In an interview I had done of Parvathamma, in April 2007, to pay tribute to Dr. Raj on his first death anniversary, she had told me: “When I was seven years of age, my mother before starting to her maternal home in KRS for her delivery, had removed my golden ear rings. I was not married at that time. Rajkumar and his father (who were my relatives even before marriage) were camping in Chamarajanagar as part of Gubbi Veeranna’s drama troupe. I was at my grandfather’s village in Yediyuru. Rajkumar’s father asked him to take me to Chamarajanagar on the cycle.

During the journey, Rajkumar observed that my ears were devoid of any ornaments and he purchased for me, a pair of earrings with green stones, sold on the streets of Chamarajanagar for three and a half annas (less than 25 paise)!. But of course, Rajkumar was very embarrassed and blushed also, when I told his father that “Mama got me new lolaks (ear rings)!” with elation and pride Parvathamma had recalled.
Parvathamma had also recalled when nearly after nine years of their marriage, Shivaraj Kumar was born in Madras, both Dr. Raj and his brother Varadappa woke up all the kannada artists sleeping in the studio at midnight, and went on distributing sweets till early morning!

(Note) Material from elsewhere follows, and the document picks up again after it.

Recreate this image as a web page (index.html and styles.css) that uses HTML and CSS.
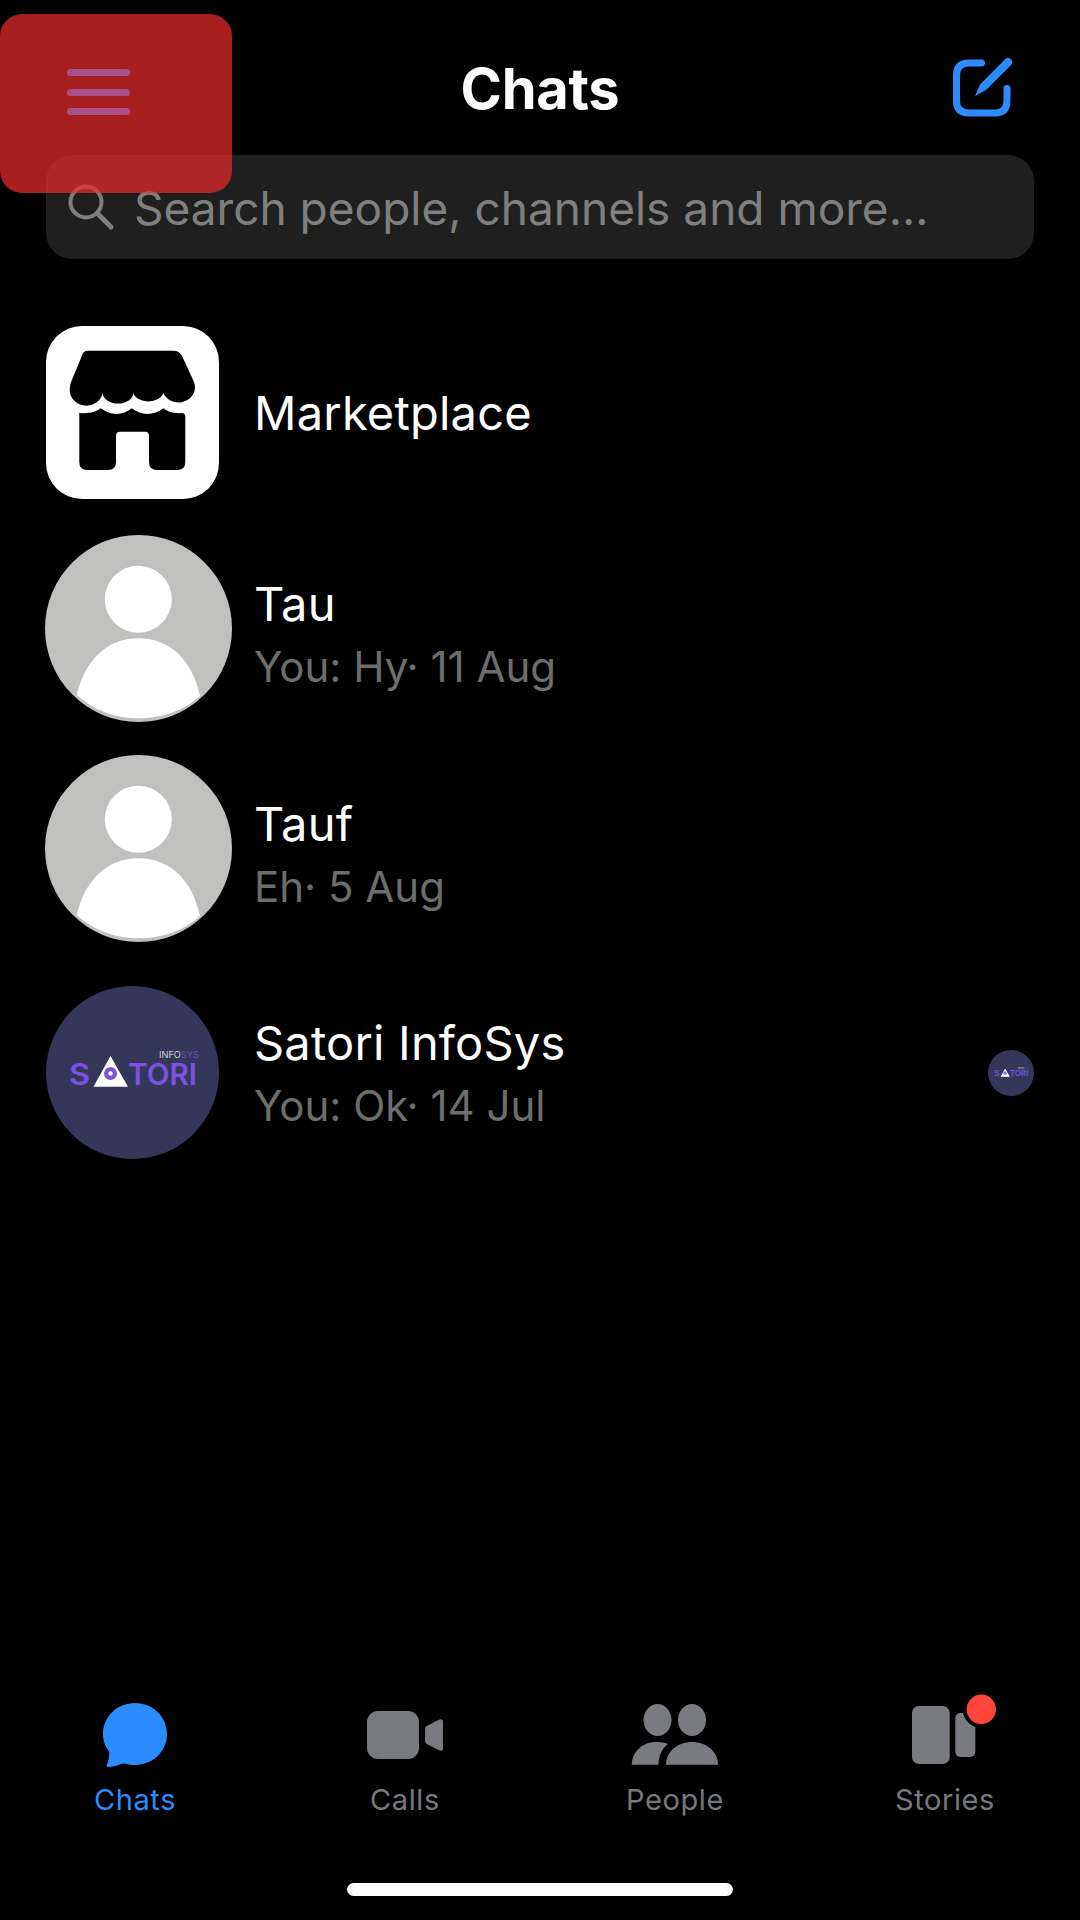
FILE: index.html
```html
<!DOCTYPE html>
<html lang="en">
<head>
    <meta charset="UTF-8">
    <meta name="viewport" content="width=device-width, initial-scale=1.0">
    <title>Chats</title>
    <link rel="stylesheet" href="styles.css">
</head>
<body>
    <div class="screen">
        <!-- Header -->
        <header class="top-bar">
            <h1 class="title">Chats</h1>
            <svg class="compose-icon" viewBox="0 0 66 64" aria-label="New message">
                <path d="M31.5 7H19Q6.5 7 6.5 19V45Q6.5 57 19 57H45Q57 57 57 45V32.5" fill="none" stroke="#2a8cff" stroke-width="7" stroke-linecap="round"/>
                <path d="M25 40L30 28.5L55.3 3A4.2 4.2 0 0 1 61.3 8.8L36 34Z" fill="#2a8cff"/>
            </svg>
        </header>

        <!-- Search -->
        <div class="search-bar">
            <svg class="search-icon" viewBox="0 0 48 48">
                <circle cx="19" cy="19" r="15.5" fill="none" stroke="#7e7e7e" stroke-width="4"/>
                <path d="M30.5 30.5L44 44" stroke="#7e7e7e" stroke-width="5" stroke-linecap="round"/>
            </svg>
            <span class="search-text">Search people, channels and more...</span>
        </div>

        <!-- Chat list -->
        <div class="chat-list">
            <div class="chat-row">
                <div class="avatar-slot">
                    <svg class="tile-avatar" viewBox="0 0 173 173">
                        <rect width="173" height="173" rx="36" fill="#fff"/>
                        <path d="M41 24.7H128Q134 24.7 137 32L147.5 55Q149 58 149 61A16.5 15.5 0 0 1 117.3 67A15.3 10.5 0 0 1 87.3 67A15.3 10.5 0 0 1 56.7 67A16.5 15.5 0 0 1 24 61Q24 58 25.5 55L35 32Q37 24.7 41 24.7Z" fill="#000"/>
                        <path d="M33.3 87C42 88 50 86 54.7 82.3C60 86 66 88 70 88C76 88 81 86 85.7 82.3C91 86 96 88 101 88C107 88 113 86 117.3 82.3C122 86 130 88 136 87Q139.3 87 139.3 91V136Q139.3 144 131 144H111Q103 144 103 136V110Q103 105.7 99 105.7H74Q70 105.7 70 110V136Q70 144 62 144H41Q33.3 144 33.3 136Z" fill="#000"/>
                    </svg>
                </div>
                <div class="chat-info">
                    <div class="chat-name">Marketplace</div>
                </div>
            </div>

            <div class="chat-row person-row">
                <div class="avatar-slot">
                    <svg class="person-avatar" viewBox="0 0 187 187">
                        <circle cx="93.5" cy="93.5" r="93.5" fill="#c0c0bf"/>
                        <circle cx="93.3" cy="64.3" r="33.5" fill="#fff"/>
                        <path d="M31.7 160C40 125 62 103.3 93.3 103.3C125 103.3 147 125 155 161C140 175 118 183.3 93.3 183.3C70 183.3 48 175 31.7 160Z" fill="#fff"/>
                    </svg>
                </div>
                <div class="chat-info">
                    <div class="chat-name">Tau</div>
                    <div class="chat-last">You: Hy· 11 Aug</div>
                </div>
            </div>

            <div class="chat-row person-row tauf-row">
                <div class="avatar-slot">
                    <svg class="person-avatar" viewBox="0 0 187 187">
                        <circle cx="93.5" cy="93.5" r="93.5" fill="#c0c0bf"/>
                        <circle cx="93.3" cy="64.3" r="33.5" fill="#fff"/>
                        <path d="M31.7 160C40 125 62 103.3 93.3 103.3C125 103.3 147 125 155 161C140 175 118 183.3 93.3 183.3C70 183.3 48 175 31.7 160Z" fill="#fff"/>
                    </svg>
                </div>
                <div class="chat-info">
                    <div class="chat-name">Tauf</div>
                    <div class="chat-last">Eh· 5 Aug</div>
                </div>
            </div>

            <div class="chat-row satori-row">
                <div class="avatar-slot">
                    <svg class="tile-avatar" viewBox="0 0 173 173">
                        <g id="satoriLogo">
                            <circle cx="86.5" cy="86.5" r="86.5" fill="#35375a"/>
                            <text class="logo-small" x="113" y="72"><tspan fill="#cfcfd8">INFO</tspan><tspan fill="#6d4fc4">SYS</tspan></text>
                            <text class="logo-big" x="23" y="99" textLength="21" lengthAdjust="spacingAndGlyphs">S</text>
                            <path d="M64.5 70L82 100.7H47.5Z" fill="#fff"/>
                            <circle cx="64.500" cy="87.500" r="6.500" fill="#7b52e0"/>
                            <circle cx="64.500" cy="87.500" r="2.200" fill="#fff"/>
                            <text class="logo-big" x="82" y="99" textLength="69" lengthAdjust="spacingAndGlyphs">TORI</text>
                        </g>
                    </svg>
                </div>
                <div class="chat-info">
                    <div class="chat-name">Satori InfoSys</div>
                    <div class="chat-last">You: Ok· 14 Jul</div>
                </div>
                <svg class="seen-avatar" viewBox="0 0 173 173"><use href="#satoriLogo"/></svg>
            </div>
        </div>

        <!-- Bottom tabs -->
        <nav class="tab-bar">
            <div class="tab tab-active">
                <svg class="tab-icon" viewBox="0 0 90 72">
                    <path d="M45 5C63 5 77 19 77 36C77 53 63 67 45 67C41 67 37 66.400 33.300 65.200C28 67.500 22 69 18 69C16.500 69 16.500 67.500 17 66.500C18.500 63 19.500 58 19.300 53.700C15.500 49 13 43 13 36C13 19 27 5 45 5Z" fill="#2a8cff"/>
                </svg>
                <span class="tab-label">Chats</span>
            </div>
            <div class="tab">
                <svg class="tab-icon" viewBox="0 0 90 72">
                    <rect x="7" y="13" width="52" height="48" rx="11" fill="#797b81"/>
                    <path d="M65 31Q65 29 66.500 28L79.500 21.500Q83 20.500 83 24V50Q83 53.500 79.500 52.500L66.500 46Q65 45 65 43Z" fill="#797b81"/>
                </svg>
                <span class="tab-label">Calls</span>
            </div>
            <div class="tab">
                <svg class="tab-icon" viewBox="0 0 90 72">
                    <ellipse cx="27.500" cy="22" rx="14" ry="16" fill="#797b81"/>
                    <ellipse cx="62" cy="22" rx="14" ry="16" fill="#797b81"/>
                    <path d="M36 66.700C36 54 47 44 62 44C77 44 88 54 88 66.700Z" fill="#797b81"/>
                    <path d="M1.700 66.700C2.500 53 13 44 26 44C30 44 35 44.500 38 46C32 50.500 28.500 58 28.500 66.700Z" fill="#797b81"/>
                </svg>
                <span class="tab-label">People</span>
            </div>
            <div class="tab">
                <svg class="tab-icon" viewBox="0 0 90 72">
                    <rect x="12" y="8" width="37.700" height="58" rx="7" fill="#797b81"/>
                    <rect x="55.300" y="15" width="20" height="44" rx="5" fill="#797b81"/>
                    <circle cx="81.300" cy="11.300" r="18.500" fill="#000"/>
                    <circle cx="81.300" cy="11.300" r="14.700" fill="#ff453a"/>
                </svg>
                <span class="tab-label">Stories</span>
            </div>
        </nav>

        <div class="home-indicator"></div>

        <!-- Red block that covers the corner of the screen -->
        <div class="menu-cover">
            <span class="menu-line"></span>
            <span class="menu-line"></span>
            <span class="menu-line"></span>
        </div>
    </div>
</body>
</html>
```

FILE: styles.css
```css
/* General Styles */
* {
    box-sizing: border-box;
}

body {
    margin: 0;
    padding: 0;
    background-color: #000;
    color: #fff;
    font-family: Inter, "Liberation Sans", sans-serif;
}

.screen {
    position: relative;
    display: flex;
    flex-direction: column;
    width: 1080px;
    height: 1920px;
    overflow: hidden;
    background-color: #000;
}

/* Header */
.top-bar {
    position: relative;
    display: flex;
    justify-content: center;
    align-items: center;
    height: 64px;
    margin-top: 56px;
}

.title {
    margin: 0;
    padding-top: 2px;
    font-size: 56px;
    font-weight: 700;
    letter-spacing: -0.3px;
}

.compose-icon {
    position: absolute;
    top: 0;
    right: 64px;
    width: 66px;
    height: 64px;
}

/* Search */
.search-bar {
    display: flex;
    align-items: center;
    gap: 19px;
    height: 104px;
    margin: 35px 46px 0;
    padding: 0 0 0 21px;
    background-color: #1f1f1f;
    border-radius: 26px;
}

.search-icon {
    width: 48px;
    height: 48px;
    flex-shrink: 0;
}

.search-text {
    padding-top: 2px;
    font-size: 46px;
    color: #7f7f7f;
}

/* Chat list */
.chat-list {
    display: flex;
    flex-direction: column;
    gap: 36px;
    margin-top: 67px;
}

.chat-row {
    display: flex;
    align-items: center;
    padding: 0 45px;
}

.person-row .chat-info {
    padding-top: 12px;
}

.tauf-row {
    margin-top: -3px;
}

.satori-row {
    margin-top: 8px;
}

.satori-row .chat-info {
    padding-top: 2px;
}

.avatar-slot {
    width: 209px;
    flex-shrink: 0;
    display: flex;
}

.tile-avatar {
    width: 173px;
    height: 173px;
    margin-left: 1px;
}

.person-avatar {
    width: 187px;
    height: 187px;
}

.chat-info {
    flex: 1;
    min-width: 0;
}

.chat-name {
    font-size: 47px;
    line-height: 63px;
    letter-spacing: 0.2px;
}

.chat-last {
    font-size: 42px;
    line-height: 63px;
    color: #6d6d6d;
}

.seen-avatar {
    width: 46px;
    height: 46px;
    margin-right: 1px;
}

/* Satori logo text */
.logo-big {
    font-size: 30px;
    font-weight: 600;
    fill: #7b52e0;
}

.logo-small {
    font-size: 9.200px;
}

/* Bottom tabs */
.tab-bar {
    display: grid;
    grid-template-columns: repeat(4, 270px);
    margin-top: auto;
}

.tab {
    display: flex;
    flex-direction: column;
    align-items: center;
    color: #77787c;
}

.tab-active {
    color: #2a8cff;
}

.tab-icon {
    width: 90px;
    height: 72px;
    overflow: visible;
}

.tab-label {
    margin-top: 13px;
    font-size: 29px;
    line-height: 34px;
    letter-spacing: 0.6px;
}

.home-indicator {
    width: 386px;
    height: 13px;
    margin: 66px auto 24px;
    background-color: #fff;
    border-radius: 7px;
}

/* Red corner block */
.menu-cover {
    position: absolute;
    top: 14px;
    left: 0;
    display: flex;
    flex-direction: column;
    gap: 12.500px;
    width: 232px;
    height: 179px;
    padding: 55px 0 0 67px;
    background-color: rgba(236, 43, 43, 0.7);
    border-radius: 22px;
}

.menu-line {
    width: 63px;
    height: 7px;
    background-color: #a9508a;
    border-radius: 4px;
}
```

In 2009, at the inauguration of ‘Fortis Hospital’ in Sheshadripuram, I met Pravathamma, when she affectionately asked me “Be seated with me only!” Later on, she invited me home the coming week, requesting me to bring my published English article on Dr. Raj and her narration, along with copies of the photos I had used from Deccan Herald Library. She also expressed the desire to meet my son Yashas, who was in 3 rd year MBBS at that time. We went to her Sadashivnagar residence, along with copies of enlarged colour photos and laminated copy of the published article and Parvathamma gave me the brochures of her charitable organisation for destitute women - “Shakti Dhama” in Mysore. (I have become a donor for ‘Shaktidhama’ since 2009). We were served with snacks and tea, Raghavendra’s wife gave me yele adike.

Twenty seven years back, I was eight months pregnant, and I had lost my mother a year earlier. Parvathamma had invited me and my husband for Dr Raj’s 60th birthday and traditionally gave me green bangles to wear, after ‘filling my madilu’ with fruits, blouse piece, flowers and arisina kumkum!
Akkavaru, the determined ‘Vajreshwari’,  has now gone to join her legendary husband!.